Viaero Wireless failed Tuesday to get approval for cell towers in North Platte to provide seamless coverage to customers. Viaero faced a public outcry, similar to the protests in May when the company wanted to erect a 100-foot tower on the corner of Fourth and Willow.
This time around, Viaero hoped to build two towers. One would be at Eighth and Willow, inside a residential area, a couple blocks from the Union Pacific railroad main line. The other was slated for at corner of West E and Sherman, near the First United Methodist Church.
The towers would be 20 feet shorter than the tower the company proposed in May, but the shorter height did not stem the tide of protests.
Earlier, the North Platte Planning Commission voted to not recommend the permit. They said that the tower would not be in harmony with the character and normal use of the area.
At the last minute, the application for the tower at West E was pulled from the council agenda, even though it is the heart of the coverage area that Viaero needs, according to the company's application. The property owners – the church – asked that the request be removed from consideration.

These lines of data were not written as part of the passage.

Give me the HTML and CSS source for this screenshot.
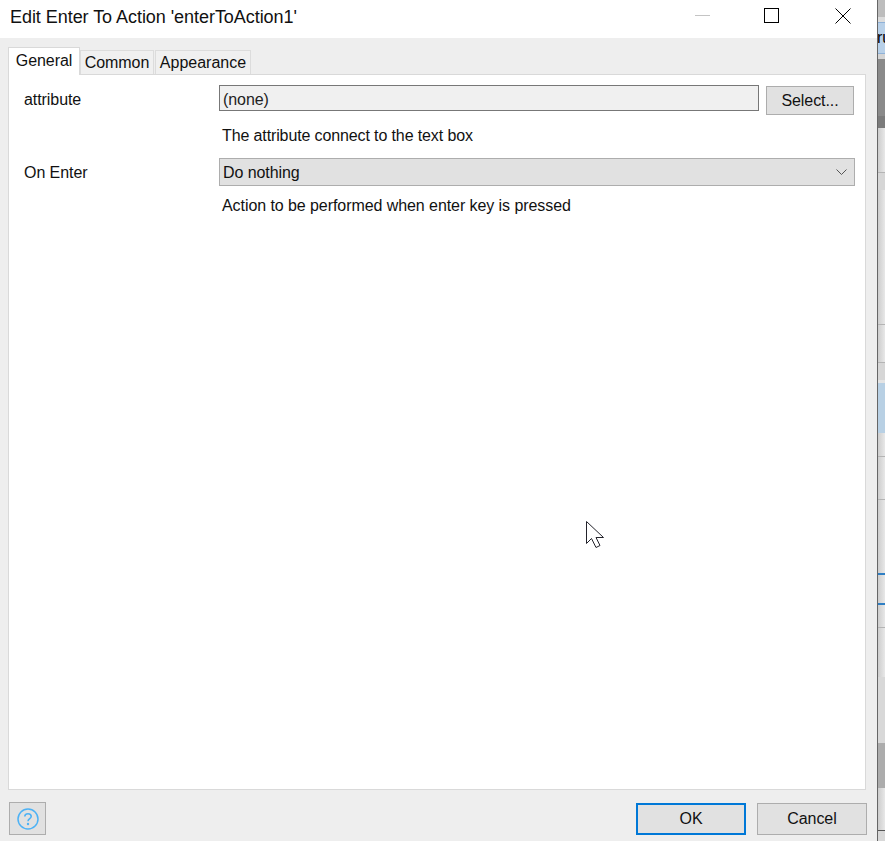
FILE: index.html
```html
<!DOCTYPE html>
<html lang="en">
<head>
    <meta charset="UTF-8">
    <meta name="viewport" content="width=device-width, initial-scale=1.0">
    <title>Edit Enter To Action</title>
    <link rel="stylesheet" href="styles.css">
</head>
<body>
    <div class="screen">
        <!-- Dialog window -->
        <div class="dialog">
            <div class="titlebar">
                <span class="title">Edit Enter To Action 'enterToAction1'</span>
                <div class="window-controls">
                    <svg class="control" width="16" height="16" viewBox="0 0 16 16"><path d="M1 7.5H16" stroke="#c4c4c4" fill="none"/></svg>
                    <svg class="control" width="16" height="16" viewBox="0 0 16 16"><rect x="0.5" y="0.5" width="14" height="14" stroke="#000" fill="none"/></svg>
                    <svg class="control" width="17" height="16" viewBox="0 0 17 16"><path d="M1.5 0.5L16.5 15.5M16.5 0.5L1.5 15.5" stroke="#000" fill="none"/></svg>
                </div>
            </div>

            <div class="dialog-body">
                <div class="tabs">
                    <div class="tab active">General</div>
                    <div class="tab tab-common">Common</div>
                    <div class="tab tab-appearance">Appearance</div>
                </div>

                <div class="panel">
                    <div class="form-row attribute-row">
                        <label class="form-label">attribute</label>
                        <div class="readonly-input">(none)</div>
                        <button class="btn select-btn">Select...</button>
                    </div>
                    <p class="hint hint-attribute">The attribute connect to the text box</p>

                    <div class="form-row enter-row">
                        <label class="form-label">On Enter</label>
                        <div class="dropdown">
                            <span>Do nothing</span>
                            <svg width="11" height="6" viewBox="0 0 11 6"><path d="M0.5 0.5L5.5 5.5L10.5 0.5" stroke="#555" fill="none"/></svg>
                        </div>
                    </div>
                    <p class="hint hint-enter">Action to be performed when enter key is pressed</p>
                </div>

                <div class="footer">
                    <button class="btn help-btn">
                        <svg width="22" height="22" viewBox="0 0 22 22">
                            <circle cx="11" cy="11" r="10" stroke="#4db2f5" stroke-width="1.5" fill="none"/>
                            <path d="M7.8 8.6C7.8 6.8 9.2 5.8 11 5.8C12.8 5.8 14.2 6.8 14.2 8.5C14.2 10.5 11 10.8 11 13.2" stroke="#4db2f5" stroke-width="1.6" fill="none"/>
                            <circle cx="11" cy="16" r="1.2" fill="#4db2f5"/>
                        </svg>
                    </button>
                    <div class="footer-actions">
                        <button class="btn action-btn default">OK</button>
                        <button class="btn action-btn">Cancel</button>
                    </div>
                </div>
            </div>
        </div>

        <!-- Sliver of the window behind the dialog -->
        <div class="behind">
            <div class="strip s-gray"></div>
            <div class="strip s-pale"></div>
            <div class="strip s-blue">ru</div>
            <div class="strip s-pale2"></div>
            <div class="strip s-dark"></div>
            <div class="strip s-row s-row-a"></div>
            <div class="strip s-mid s-mid-a"></div>
            <div class="strip s-row s-row-b"></div>
            <div class="strip s-row s-row-c"></div>
            <div class="strip s-mid s-mid-a"></div>
            <div class="strip s-pale3"></div>
            <div class="strip s-blue2"></div>
            <div class="strip s-row s-row-d"></div>
            <div class="strip s-row s-row-e"></div>
            <div class="strip s-row s-row-f"></div>
            <div class="strip s-row s-row-g"></div>
            <div class="strip s-row s-row-h"></div>
            <div class="strip s-row s-row-i"></div>
            <div class="strip s-shade"></div>
            <div class="strip s-shade2"></div>
            <div class="strip s-row s-row-j"></div>
            <div class="strip s-last"></div>
        </div>

        <!-- Mouse pointer -->
        <svg class="pointer" width="22" height="30" viewBox="0 0 22 30">
            <path d="M1.5 1.5V23.5L6.5 18.5L11 27.5L15 25.5L11 17.5H18.5Z" fill="#fff" stroke="#23232b" stroke-width="1"/>
        </svg>
    </div>
</body>
</html>
```

FILE: styles.css
```css
* {
    box-sizing: border-box;
}

body {
    margin: 0;
    padding: 0;
    font-family: "Liberation Sans", Arial, sans-serif;
    font-size: 16px;
    letter-spacing: -0.07px;
    color: #000;
    background-color: #eee;
}

.screen {
    position: relative;
    display: flex;
    width: 885px;
    height: 841px;
    overflow: hidden;
}

/* Dialog */
.dialog {
    display: flex;
    flex-direction: column;
    width: 877px;
    height: 841px;
}

.titlebar {
    display: flex;
    align-items: center;
    justify-content: space-between;
    flex: none;
    height: 38px;
    padding: 0 26px 4px 10px;
    background-color: #fff;
}

.title {
    font-size: 18px;
    letter-spacing: -0.05px;
    color: #111;
}

.window-controls {
    display: flex;
    align-self: flex-start;
    gap: 54px;
    margin-top: 8px;
}

.control {
    display: block;
}

.dialog-body {
    display: flex;
    flex-direction: column;
    flex: 1;
    padding: 9px 11px 6px 8px;
    background-color: #eee;
}

/* Tabs */
.tabs {
    display: flex;
    align-items: flex-end;
    flex: none;
    height: 27px;
    position: relative;
    z-index: 1;
}

.tab {
    height: 24px;
    padding-top: 1px;
    line-height: 21px;
    text-align: center;
    border: 1px solid #dcdcdc;
    border-bottom: none;
    background-color: #f0f0f0;
    color: #111;
}

.tab.active {
    width: 72px;
    height: 28px;
    margin-bottom: -1px;
    padding-top: 2px;
    background-color: #fff;
    border-color: #d9d9d9;
}

.tab-common {
    width: 74px;
}

.tab-appearance {
    width: 96px;
    margin-left: 1px;
    letter-spacing: 0;
}

/* Main panel */
.panel {
    flex: none;
    height: 716px;
    padding: 10px 11px 0 15px;
    background-color: #fff;
    border: 1px solid #d9d9d9;
}

.form-row {
    display: flex;
    align-items: flex-start;
}

.form-label {
    flex: none;
    width: 195px;
    line-height: 29px;
    color: #111;
}

.readonly-input {
    flex: none;
    width: 540px;
    height: 26px;
    padding-left: 3px;
    line-height: 27px;
    border: 1px solid #777;
    background-color: #f0f0f0;
    color: #222;
}

.btn {
    font-family: inherit;
    font-size: 16px;
    letter-spacing: inherit;
    color: #111;
    padding: 0;
    border: 1px solid #adadad;
    background-color: #e1e1e1;
}

.select-btn {
    width: 88px;
    height: 29px;
    margin: 1px 0 0 7px;
}

.hint {
    margin: 0;
    padding-left: 198px;
    line-height: 20px;
    color: #111;
}

.hint-attribute {
    margin-top: 11px;
    letter-spacing: -0.12px;
}

.enter-row {
    margin-top: 12px;
}

.enter-row .form-label {
    line-height: 30px;
}

.dropdown {
    display: flex;
    align-items: center;
    justify-content: space-between;
    flex: none;
    width: 636px;
    height: 28px;
    padding: 0 7px 0 3px;
    border: 1px solid #adadad;
    background-color: #e1e1e1;
    color: #111;
}

.dropdown span {
    padding-top: 2px;
}

.hint-enter {
    margin-top: 8px;
}

/* Footer buttons */
.footer {
    display: flex;
    align-items: flex-start;
    justify-content: space-between;
    padding-top: 12px;
    padding-left: 1px;
    margin-right: -1px;
}

.help-btn {
    display: flex;
    align-items: center;
    justify-content: center;
    width: 37px;
    height: 33px;
}

.footer-actions {
    display: flex;
    gap: 11px;
    padding-top: 1px;
}

.action-btn {
    width: 110px;
    height: 32px;
}

.action-btn.default {
    border: 2px solid #0078d7;
}

/* Window behind the dialog */
.behind {
    flex: none;
    width: 8px;
    height: 841px;
    border-left: 1px solid #666;
    overflow: hidden;
    background-color: #e6e6e6;
}

.strip {
    width: 100%;
}

.s-gray { height: 17px; background-color: #bdbdbd; }
.s-pale { height: 5px; background-color: #dcdcdc; }
.s-blue {
    height: 32px;
    line-height: 30px;
    font-size: 16px;
    text-indent: -1px;
    white-space: nowrap;
    background-color: #b8d0e8;
    border-top: 1px solid #8fb2d8;
    border-bottom: 1px solid #8fb2d8;
}
.s-pale2 { height: 5px; background-color: #d4d4d4; }
.s-dark {
    height: 69px;
    background-color: #8a8a8a;
    border-bottom: 12px solid #7b7b7b;
}
.s-row {
    background: linear-gradient(to right, #cdcdcd, #e8e8e8);
    border-bottom: 1px solid #b4b4b4;
}
.s-row-a { height: 45px; }
.s-mid-a { height: 17px; background-color: #d6d6d6; }
.s-row-b { height: 135px; }
.s-row-c { height: 38px; }
.s-pale3 { height: 3px; background-color: #e4e4e4; }
.s-blue2 { height: 50px; background-color: #b8d0e4; }
.s-row-d { height: 24px; }
.s-row-e { height: 43px; }
.s-row-f { height: 75px; border-bottom: 2px solid #2f7fc4; }
.s-row-g { height: 30px; border-bottom: 2px solid #2f7fc4; }
.s-row-h { height: 23px; }
.s-row-i { height: 49px; border-bottom: none; }
.s-shade { height: 66px; background-color: #d8d8d8; }
.s-shade2 { height: 45px; background-color: #acacac; }
.s-row-j { height: 42px; border-bottom: none; }
.s-last { height: 11px; background-color: #d8d8d8; border-top: 1px solid #555; }

.pointer {
    position: absolute;
    left: 585px;
    top: 520px;
}
```
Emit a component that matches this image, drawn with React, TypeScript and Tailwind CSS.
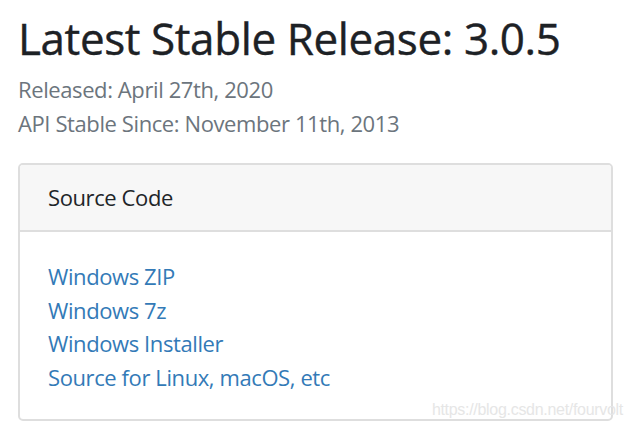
import React from 'react'

const links = ['Windows ZIP', 'Windows 7z', 'Windows Installer', 'Source for Linux, macOS, etc']

const App = () => {
  return (
    <div
      className="relative w-[638px] h-[433px] bg-white overflow-hidden pl-[18px] pt-[8px]"
      style={{ fontFamily: '"Open Sans", "Noto Sans", sans-serif' }}
    >
      <h1 className="text-[44px] leading-[60px] font-medium text-[#1d2125] tracking-[-0.4px] [-webkit-text-stroke:0.4px_#1d2125]">
        Latest Stable Release: 3.0.5
      </h1>
      <div className="mt-[4px] text-[22px] leading-[34px] text-[#6c757d] tracking-[-0.4px]">
        <p>Released: April 27th, 2020</p>
        <p>API Stable Since: November 11th, 2013</p>
      </div>
      <div className="mt-[23px] w-[595px] h-[258px] border-2 border-[#dedede] rounded-[5px] flex flex-col overflow-hidden">
        <div className="h-[67px] shrink-0 bg-[#f7f7f7] border-b-2 border-[#dedede] flex items-center pl-[28px] text-[22px] text-[#212529] tracking-[-0.4px]">
          Source Code
        </div>
        <ul className="pl-[28px] pt-[28px] text-[22px] leading-[33.5px] text-[#337ab7] tracking-[-0.4px]">
          {links.map((l) => (
            <li key={l}>
              <a href="#">{l}</a>
            </li>
          ))}
        </ul>
      </div>
      <div
        className="absolute right-[15px] bottom-[11px] text-[16px] text-[#e6e6e6] tracking-[-0.3px]"
        style={{ fontFamily: '"Liberation Sans", Arial, sans-serif' }}
      >
        https://blog.csdn.net/fourvolt
      </div>
    </div>
  )
}

export default App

Residents near Eighth and Willow expressed fear of damage to property values and detrimental radiation effects over the long term. Residents noted the tower would be near a school and expressed concern for the health of the children.
In the application, Viaero said the tower was needed to provide 4G coverage -- a high capacity coverage that allows smart phones to function like computers.
Viaero said the tower could increase property values because smart phones will carry more data, 911 calls and responses would improve, and the coverage would benefit both residents and businesses, promoting economic development.
But residents who spoke were all opposed.
Roy Welch, 315 W. Seventh, said he is “just three years away from retiring and I want to feel sure that I’m going to make that with good health. I don’t want my property value to drop and I really don’t want this big tower just outside my back door.”
During discussion, Councilman Jim Carman said he put himself in the place of the residents, and he would not want a tower near his house.
“I must consider the feeling of those that live in that neighborhood too,” Carman said.
The council voted 8-0 against the application.
Bulletin Editor George Lauby contributed to this report.